Synthesis and characterization of novel zwitterionic poly(aryl ether oxadiazole) for antifouling ultrafiltration membrane

Abstract

Zwitterionic polymers have attracted widespread attention and are recognized as ideal materials in various potential applications of membrane-based separation due to its superior hydrophilicity and excellent antifouling properties. Therefore, a new type of bisphenol monomer with two tertiary amine groups named 2,2'-dimethylaminemethylene-4,4'-dihydroxydiphenylmethane (DABPM) was particularly designed and prepared. Then, the novel poly(aryl ether oxadiazole) (ZPAEO) was synthesized by low-temperature polycondensation and quaternary amination reaction.
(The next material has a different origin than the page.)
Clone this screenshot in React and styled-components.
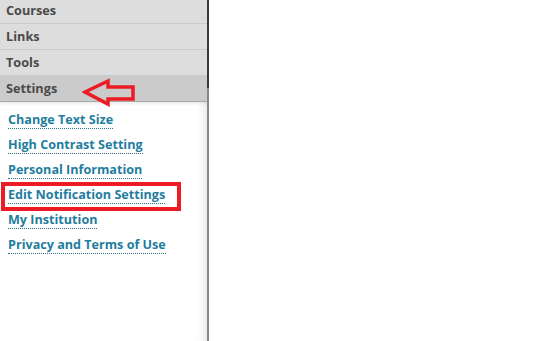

The chemical structures of the synthetic monomer and polymers were characterized by MS NMR and XPS analysis, and the inherent viscosities, molecular weights and solubility behaviors of the obtained polymers were also thoroughly studied. Subsequently, the ZPAEO membrane was fabricated by through the immersion precipitation phase inversion method. Compared with the reference PAEO membrane, the pore size, porosity and hydrophilicity of the ZPAEO membrane were greatly improved because of the existence of zwitterionic groups, resulting in a significant increase in the water permeability. The results of static adsorption and dynamic cycle ultrafiltration experiments of bovine serum albumin (BSA) solution showed that the ZPAEO membrane had excellent antifouling performance, which was demonstrated by the flux decline ratio. In addition, water flux recovery ratio of the ZPAEO membrane was retained at 97.7% after a three-cycles of BSA solution filtration, which was much higher than that of the PAEO membrane (81.2%), indicating superior long-term performance stability. As a membrane material, ZPAEO is expected to be widely used in various industrial separation and purification fields, which can be demonstrated by these findings.